With both teams fielding a proportionate number of youth and veteran players the atmosphere before kick off was a mixture of raw enthusiasm and creaking optimism.
Thornwell opted to employ their strategic quarterback-style long-ball and were unlucky not to snatch the lead as they bounded like hungry spaniels onto some dodgy defending. But it was Thornwell's defence that leaked first, with a sharp run down the right allowing a good cross finished with a low angled shot that even wonderkeeper Jack Hopkins couldn't stop.
It was soon 2-0 to Underwood as they poured through gaps in Thornwell's midfield and swamped the under-seige defensive line of Ian Bubble-Jones, Mark Bullet Pope, Mark Warhorse and Anthony Viddler.
Underwood's own Joey Barton was determined to score and decided to shoot from every angle but it wasn't until the start of the second half that he finally got lucky and put the home side into cruise control.

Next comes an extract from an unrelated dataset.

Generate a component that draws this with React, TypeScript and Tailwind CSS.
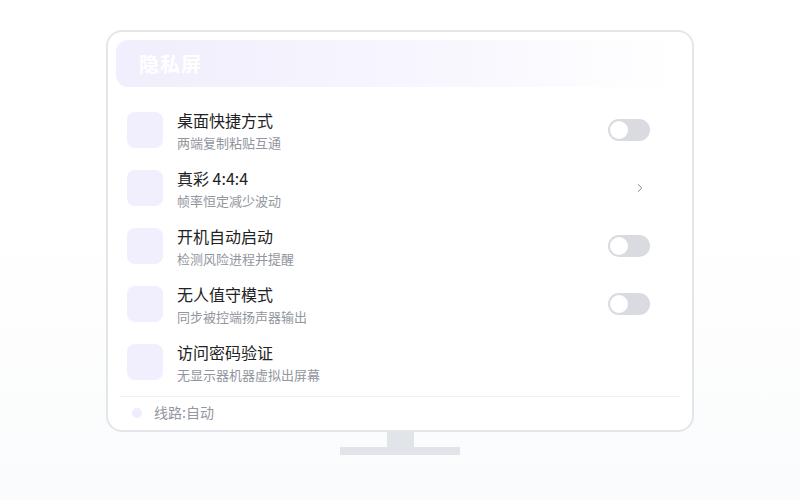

Or so it seemed, because at 3-0 down The Red and White suddenly found their form and with a couple of quick goals in succession from Paul Traski they clawed back into the game.
Good midfield link play between Paul Traski, Jack Stewart, Liam Parker and Steve Jones kept the battle flowing. Steve Harrison and Action Man kept the Underwood defence busy.
Stung into action Underworld switched on their high-tempo bagatelle ricochet rat-a-tat-tat passing game which sometimes gets lucky and without blinking Thornwell were suddenly staring at 6-2 as a scoreline despite Goalkeeper Hopkins saving many chances. Manager Gareth Jones had to shuffle his pack because of injuries and this saw the long-awaited return of crowd-pleaser Joel Viner. Leon Ivin ambled on to accompany Lawrie Murdin as Jones rotated his squad.
There was a comedy moment when after what appeared to be a clear goal, Referee Steve Keats, declared (since he was unsighted) a goal-kick due to the ball somehow ending up behind the net. Moral of the story to home-sides: buy some more pegs!
It was left to Paul Traski to hit a 30 yard pile-driver hat-trick strike into the roof of the net from an acute angle but it was the men of Underwood who march on into the semi-finals of the Ben Cup where Red and White wish them all the best.